I apologise for not being completely clear in my point.oopsorganist wrote:But Zèzus aymàta uskitchinwàk uneyotiwàl k'tèmanguèlminè is as incomprehensible to me as well, Latin.
Nick Baty wrote:Calum Cille wrote:It facilitates visiting groups of people who would otherwise feel a bit lost or excluded should the local community normally recite this kind of thing at mass: Zèzus aymàta uskitchinwàk uneyotiwàl k'tèmanguèlminè.
Are you suggesting we should all become conversant with Mass in Latin to make life easier for the few who might occasionally attend in foreign climes?
Yes. Isn't that an ecclesiastical equivalent of why we learn a foreign language at school? This is primarily a cultural question, which includes the keeping near of that which should be culturally near for the self-evident reason of religious heritage. The idea that learning the Latin of the mass is unhelpful to Catholics is absurd in a Harry Potter age when we're more interconnected globally than we ever were. The culture of the Church and our experience of it cannot merely be limited to that of one's modern, local culture. An ecclesiastical linguistic culture is helpful in fostering a sense of unity both in place and time.

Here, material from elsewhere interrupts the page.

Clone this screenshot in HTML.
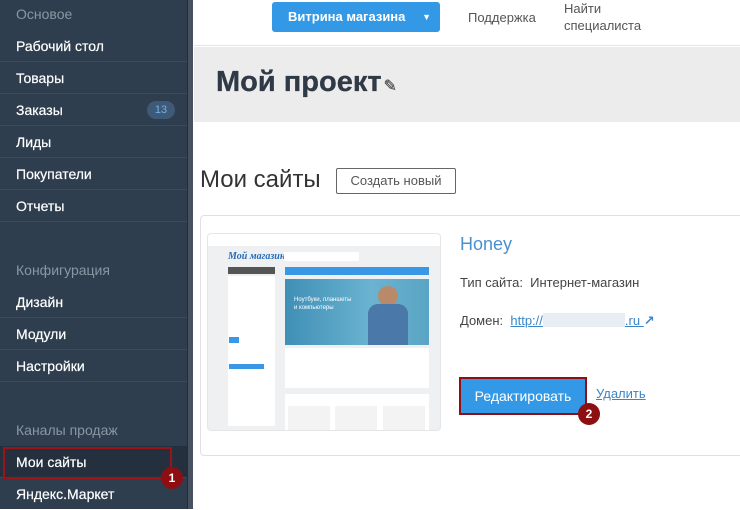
<!DOCTYPE html>
<html><head><meta charset="utf-8"><style>
*{margin:0;padding:0;box-sizing:border-box}
body{width:740px;height:509px;overflow:hidden;background:#fff;font-family:"Liberation Sans","DejaVu Sans",sans-serif;position:relative}
.sb{position:absolute;left:0;top:0;width:187px;height:509px;background:#2f3e4e}
.sbb{position:absolute;left:187px;top:0;width:6px;height:509px;background:#46525f;border-left:1px solid #222d38}
.it{position:absolute;left:0;width:187px;height:32px;line-height:32px;padding-left:16px;color:#fff;font-size:14px;border-bottom:1px solid #3c4b5b;-webkit-text-stroke:.2px #fff}
.hd{position:absolute;left:16px;color:#8a96a3;font-size:14px}
.badge{position:absolute;right:12px;top:7px;width:28px;height:18px;border-radius:9px;background:#3f5a76;color:#6eb0e8;font-size:11px;line-height:18px;text-align:center;-webkit-text-stroke:0}
.a{position:absolute}
</style></head><body>
<div class="sb"></div><div class="sbb"></div>
<div class="hd" style="top:6px">Основое</div>
<div class="it" style="top:30px">Рабочий стол</div>
<div class="it" style="top:62px">Товары</div>
<div class="it" style="top:94px">Заказы<div class="badge">13</div></div>
<div class="it" style="top:126px">Лиды</div>
<div class="it" style="top:158px">Покупатели</div>
<div class="it" style="top:190px">Отчеты</div>
<div class="hd" style="top:262px">Конфигурация</div>
<div class="it" style="top:286px">Дизайн</div>
<div class="it" style="top:318px">Модули</div>
<div class="it" style="top:350px">Настройки</div>
<div class="hd" style="top:422px">Каналы продаж</div>
<div class="it" style="top:446px;background:#24303d">Мои сайты</div>
<div class="a" style="left:3px;top:447px;width:169px;height:32px;border:2px solid #9b1418"></div>
<div class="a" style="left:161px;top:467px;width:22px;height:22px;border-radius:50%;background:#8e0f12;color:#fff;font-size:12px;font-weight:bold;text-align:center;line-height:22px">1</div>
<div class="it" style="top:478px;border:0">Яндекс.Маркет</div>

<div class="a" style="left:194px;top:0;width:546px;height:46px;background:#fff;border-bottom:1px solid #e3e3e3"></div>
<div class="a" style="left:272px;top:2px;width:168px;height:30px;background:#3399e6;border-radius:3px;color:#fff;font-size:13px;font-weight:bold;line-height:30px;padding-left:16px">Витрина магазина<span style="position:absolute;right:9px;top:0;font-size:9px">▼</span></div>
<div class="a" style="left:468px;top:10px;color:#555;font-size:13px">Поддержка</div>
<div class="a" style="left:564px;top:0;color:#555;font-size:13px;line-height:17px">Найти<br>специалиста</div>
<div class="a" style="left:194px;top:47px;width:546px;height:75px;background:#ececec"></div>
<div class="a" style="left:216px;top:66px;color:#2f3a46;font-size:29px;font-weight:bold;-webkit-text-stroke:.3px">Мой проект<span style="font-size:16px;color:#555;margin-left:2px">✎</span></div>
<div class="a" style="left:200px;top:166px;color:#333;font-size:24px">Мои сайты</div>
<div class="a" style="left:336px;top:168px;width:120px;height:26px;border:1px solid #666;border-radius:2px;font-size:13px;color:#555;line-height:24px;text-align:center">Создать новый</div>

<div class="a" style="left:200px;top:215px;width:560px;height:241px;border:1px solid #e0e0e0;border-radius:4px"></div>
<div class="a" style="left:207px;top:233px;width:234px;height:198px;background:#eef0f2;border:1px solid #e6e6e6;border-radius:4px;overflow:hidden">
 <div class="a" style="left:0;top:0;width:234px;height:12px;background:#fff"></div>
 <div class="a" style="left:20px;top:17px;color:#2a6cb8;font-size:10px;font-style:italic;font-weight:bold;font-family:'Liberation Serif',serif">Мой магазин</div>
 <div class="a" style="left:76px;top:18px;width:75px;height:9px;background:#fff"></div>
 <div class="a" style="left:20px;top:33px;width:47px;height:7px;background:#555"></div>
 <div class="a" style="left:77px;top:33px;width:144px;height:8px;background:#3a97e6"></div>
 <div class="a" style="left:20px;top:42px;width:47px;height:150px;background:#fff"></div>
 <div class="a" style="left:77px;top:45px;width:144px;height:66px;background:linear-gradient(90deg,#3f8fb6,#6bb3d0 60%,#5aa4c4)"></div>
 <div class="a" style="left:86px;top:62px;color:#fff;font-size:6px;line-height:8px">Ноутбуки, планшеты<br>и компьютеры</div>
 <div class="a" style="left:170px;top:52px;width:20px;height:20px;border-radius:50%;background:#b88a6a"></div>
 <div class="a" style="left:160px;top:70px;width:40px;height:41px;background:#4a78a8;border-radius:10px 10px 0 0"></div>
 <div class="a" style="left:77px;top:114px;width:144px;height:40px;background:#fff"></div>
 <div class="a" style="left:77px;top:160px;width:144px;height:40px;background:#fff"></div>
 <div class="a" style="left:80px;top:172px;width:42px;height:30px;background:#f3f3f3"></div>
 <div class="a" style="left:127px;top:172px;width:42px;height:30px;background:#f3f3f3"></div>
 <div class="a" style="left:175px;top:172px;width:42px;height:30px;background:#f3f3f3"></div>
 <div class="a" style="left:21px;top:130px;width:35px;height:5px;background:#3a97e6"></div>
 <div class="a" style="left:21px;top:103px;width:10px;height:6px;background:#3a97e6"></div>
</div>

<div class="a" style="left:460px;top:234px;color:#4a90d0;font-size:18px">Honey</div>
<div class="a" style="left:460px;top:275px;color:#444;font-size:13px">Тип сайта:&nbsp; Интернет-магазин</div>
<div class="a" style="left:460px;top:313px;color:#444;font-size:13px">Домен:&nbsp; <span style="color:#3a86c8;text-decoration:underline">http://<span style="display:inline-block;width:82px;height:14px;background:#e8eef3;vertical-align:-2px"></span>.ru </span> <span style="color:#3a86c8;font-weight:bold">↗</span></div>
<div class="a" style="left:459px;top:377px;width:128px;height:38px;border:2px solid #8e1015;background:#3399e6;color:#fff;font-size:14px;line-height:34px;text-align:center">Редактировать</div>
<div class="a" style="left:578px;top:403px;width:22px;height:22px;border-radius:50%;background:#8e0f12;color:#fff;font-size:12px;font-weight:bold;text-align:center;line-height:22px">2</div>
<div class="a" style="left:596px;top:386px;color:#3a86c8;font-size:13px;text-decoration:underline">Удалить</div>
</body></html>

To discourage (by not engaging with) the (re-)learning of the mass in Latin, is to engage in cultural intolerance and disenfranchisement. Latin is the language of the Church in western Europe. English isn't the language of the Church. The mass is a Latin mass, not an English mass. The vernacular translations of the mass are just that - translations. At any point, theoretically, any local variation can be suppressed in favour of a Latin standard.

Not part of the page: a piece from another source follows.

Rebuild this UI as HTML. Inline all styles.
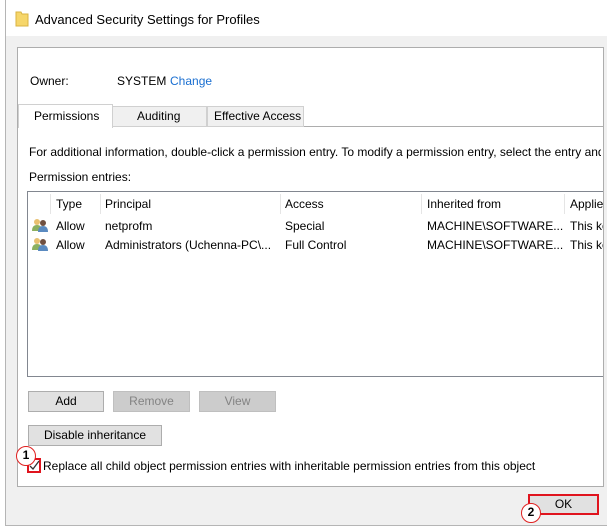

Refusing Latin its place in the liturgy is an intolerance of one's own culture, ie, one's own Catholic culture, which is not limited to the contemporary. As a Gaelic speaker, I'm crystal clear about this phenomenon. You may have an antipathy to praying in a language which you regard as dead or foreign or unhelpful, but it is actually helpful if you choose to see it in that way. If I visit a monastery which uses Latin, I will be able to follow the mass very closely. I can sing the Sanctus in Latin. I can therefore understand what the composer is doing verbo-musically in the music in the following clip.
http://www.youtube.com/watch?v=y8zC8--Zu7o
A listener who doesn't know the words of the Sanctus in Latin is cut off from the subtle verbo-musical aspects of such music, experiencing it more as a wash of notes. He can't follow the mass so closely when he visits a monastery which uses Latin. I can pray in Latin. This practice reminds me that my prayers are united with centuries of prayer. I know that the very words I use were used by most of my (western European) Catholic ancestors. I suspect that, like a lot of matters, many reject Latin in the mass not for the allegedly noble and rational reasons they project, but for deeper, personal reactions like an excessive need to feel in control (a feeling strongly associated with linguistic fluency in certain situations), sheer apathy, even fear. The list is endless of such reactions which have no merit in themselves and are rather limitations of the person to be overcome. It is not for me to judge the deep causes of any such individual's antipathy to the idea of Latin in the mass (I naturally lack their self-knowledge) but my own self-knowledge would not justify any such deep, powerful but ultimately unreasonable motives in myself. I think the Church is long overdue a rigorous public reassessment of the alleged benefits of having jettisoned, at parish level, centuries of international linguistic and musical culture as if it had never existed.